For context on the full expat tax toolkit, the FEIE strategy guide covers the eligibility tests and physical presence rules in depth. If you're weighing the FEIE against the Foreign Tax Credit for your specific country situation, the FEIE vs. FTC comparison walks through the decision logic. And for setting up the financial and banking infrastructure to support an expat life, the US expat banking guide covers the full stack.
Bottom Line
The Foreign Housing Exclusion has been sitting in Section 911 since 1978. It requires no extra forms, no special registration, and no new eligibility tests beyond what FEIE claimants already meet. The only reason to not claim it is not knowing it exists—or living somewhere cheap enough that your housing costs fall below $21,264/year, in which case you've already solved the problem a different way.
If you're paying rent abroad and haven't been filing Part VI of Form 2555, pull your last three returns.

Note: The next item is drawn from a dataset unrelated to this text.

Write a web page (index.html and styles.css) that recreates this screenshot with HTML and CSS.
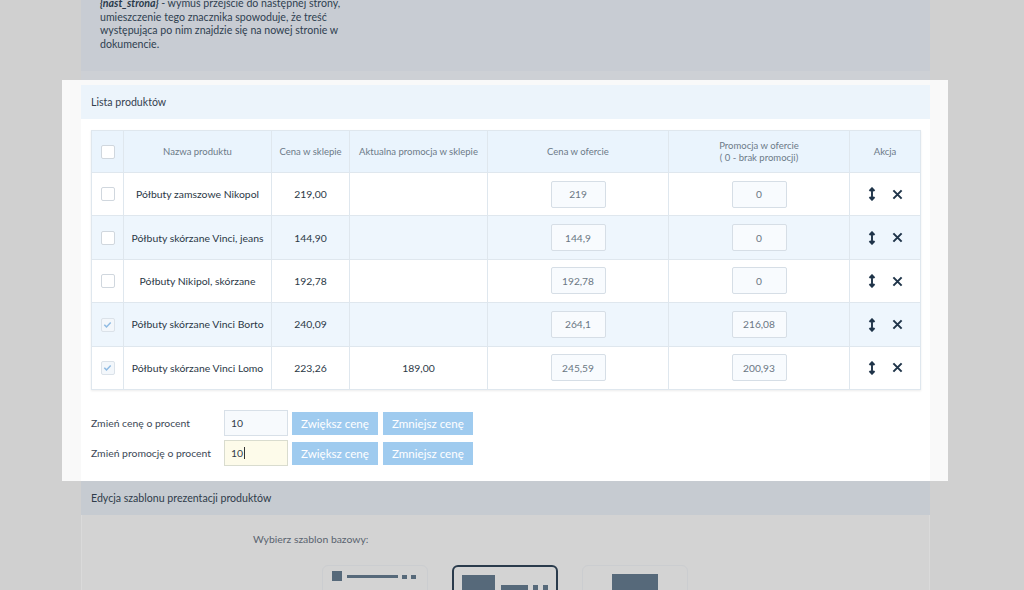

Amended returns are available for three years back (Form 1040-X), and the statute of limitations generally allows you to reclaim refunds from 2023 and 2024 returns as well. The math is straightforward; the money is already there.
Financial disclaimer: This article is for informational purposes only and does not constitute tax or legal advice. US tax rules for expats are complex and situation-specific. Consult a qualified tax professional familiar with international tax law before making any filing decisions. IRS limits referenced reflect the 2026 tax year and are subject to annual adjustment.